LA TAGLIOLA DI GRILLO
In questa bellissima contorsione, si sono adeguati alla volontà del capo unico che in quella consultazione mesi addietro aveva perso – ora lo sappiamo – solo temporaneamente la partita.
Così adesso, coperti da un tanga d’ordinanza piuttosto imbarazzante, provano a far capriole per giustificare questo sorprendente allineamento al pensiero di Grillo.

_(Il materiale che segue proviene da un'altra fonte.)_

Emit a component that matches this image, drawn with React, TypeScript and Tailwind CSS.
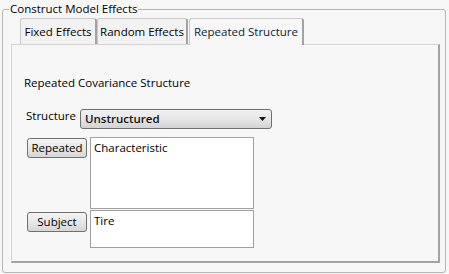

Del resto, tra “evasioni” ed espulsioni devono essere rimasti in casa i “migliori”, i più affidabili e rispettosi del potere e ciò che il mese scorso sembrava impossibile, ora è vero: si può contraddire la base, a condizione che lo staff lo voglia. Come per i talk show: hanno fatto un cimitero di “traditori” troppo sensibili ai richiami del piacere del salotto tv ma, da qualche settimana, i parlamentari cinquestelle volteggiano in quei salotti come farfalle in primavera.
L’etica si sposta, la norma ha meno spessore del celebre tanga, e tuttavia si presentano come difensori della democrazia, come chi ha la sola ricetta giusta per evitare nel Paese una svolta autoritaria. La sola ricetta starebbe quindi nella tagliola che Grillo ha loro imposto: se sgarri dalla linea, paghi duecentocinquantamila euro di multa di tasca tua. Questa è democrazia, questo il messaggio.
Ecco perché si vota tutti in coro, nonostante si tratti di piegare a gomito il percorso che a proposito di clandestini lo stesso M5S aveva descritto.
Erano stati due senatori del Movimento a presentare un emendamento con il quale si apriva la strada alla depenalizzazione del reato di clandestinità: pareva che questa ottima iniziativa avrebbe tenuto a battesimo una glasnost grillina. Un successivo post sul blog dei blog aveva chiarito invece l’atteggiamento del capo megafono: «Se durante le elezioni politiche avessimo proposto l’abolizione del reato di clandestinità… il Movimento Cinque Stelle avrebbe preso percentuali da prefisso telefonico».
Dura sconfessione dei suoi, richiamo estroverso e potente ad una furbizia alla quale si son sempre detti estranei.
Per questo, aveva fatto discreto clamore il fatto che, a gennaio, la base, chiamata ad esprimersi con un referendum on line, avesse ciò nonostante preferito sposare a maggioranza la depenalizzazione, a dispetto delle cautele del capo.
Ma la frattura si è ricomposta ieri, con quel voto che si è accodato a quelli della Lega di Salvini e di Fratelli d’Italia, il parco culturale che il mondo ci invidia.
Confusi tra elmi, corni, ampolline, i parlamentari cinquestelle si difendono come possono: hanno pubblicato una nota sul loro sito in cui, è bene che tutti sappiano, danno del «galoppino del Pd» a chiunque sostenga che avrebbero votato contro la depenalizzazione del reato di clandestinità.
Quindi, basta aprire gli occhi per meritarsi questa terribile “accusa”.
Come se quelli di Forza Italia “denunciassero” come piddini quelli per i quali i parlamentari Pdl avrebbero votato in aula sostenendo che il caimano riteneva davvero Ruby la nipote di Mubarak, e smentissero così di aver votato a quel modo.
Gira la testa?
È normale.
Invece, loro insistono: affermano di aver votato gli emendamenti che andavano in direzione della depenalizzazione; vero, tranne che alla fine han votato contro la legge: è facile fare i fighi con gli emendamenti.
Poi, lamentano che la legge contenesse quattro provvedimenti, benché tra loro connessi. Poi, non vogliono concedere al governo – dicono – nuove deleghe in materie tanto delicate; infine, denunciano, troppa discrezionalità per i giudici.
Tutte le scuse son buone, persino quelle pronunciate in un politichese da cadavere putrefatto, quando sei con le unghie conficcate in una lavagna.